Lockwin sits on a sofa with his pet nestled at the side. What a sense of rest is this! How near heaven is this! He looks down on his little boy and has but one wish—that he might be across the room to behold the picture. Perhaps the man is extravagantly fond of that view of curly head, white face, dark brow and large, clear eyes!
Would the violinist make such an effect if his wife were not there to strike those heavy opening chords of that “Faust” fantasie?
“Will they play ‘Back to Our Mountains?’” whispers the child.
“Keep still, Davy,” the man says, himself silenced by a great rendition.
“The doctor’s horse is sick,” whispers Davy, hoarsely.
“Yes, I know,” says the man. “Bravo, professor, bravo! You are a great artist.”
“But the doctor’s both horses is sick,” insists Davy.
“Bravo! professor, bravo!”
Now comes the sweetest of cradle-songs, the professor with damper on his strings, the professor’s wife scarcely touching the piano.
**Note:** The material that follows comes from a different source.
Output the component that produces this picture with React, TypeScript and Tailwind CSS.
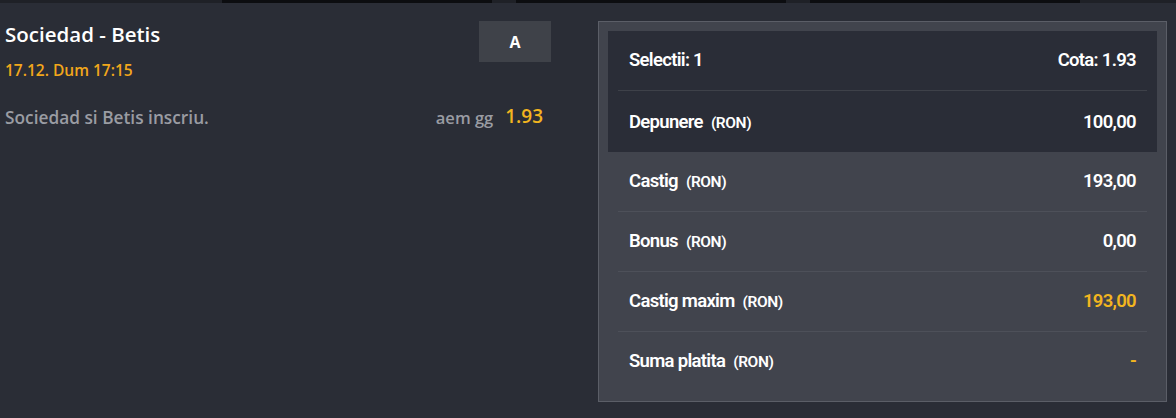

The strain ends. The man is in tears—not the tears of an orator. He glances at the child and the great eyes are likewise dim. “Kiss me, Davy!”
But it is as if Davy were too hard at work with an article. He must break from the room, the man suddenly wishing that the child could find its chief relief in him.
“Yet I made him take the medicine,” thinks the man, in terror of that night.
The professor will take some little thing to eat—a glass of beer, perhaps—but he must not stay.
They go below, where Davy has told the cook of the extraordinary professor who can scarcely speak English. Davy has asked him if he could spell Josephus. “After all,” says Davy, “I’d be ashamed to play so loud if I couldn’t spell Josephus. It hurt my head.”
“Yes, you darlint,” says the cook; “here’s some ice cream. I don’t want you to wait. Eat it now.”
“I can’t eat anything but medicine,” says Davy, “and I have to eat that or papa wouldn’t love me. Do you think he loves me?”
“Ah, yes, darlint. Don’t ye’s be afraid of that. Thim as don’t love the likes of ye’s is scarcer than hen’s teeth.”
“T-double-e-t-h,” observes the scholarly Davy.
“My! my!” cries the cook.
At the table, the professor will not care for any beer. Well, let it be a little. Well, another glass. Yes, the glasses are not large. Another? Yes.
“Ah! Meester Lockwin,” he says at last, “I like to play for you. You look very tired, I hear you will go to the—to the—”
The professor must be aided by his good wife.
“To the Congress—ah, yes, to the Congress.”
“If I shall be elected to-morrow,” smiles the candidate.
The friends go to their homes. It is not late. Esther has explained the need her husband has of both diversion and rest. “He is naturally an unhappy man,” she says, “but Davy and I are making him happier.”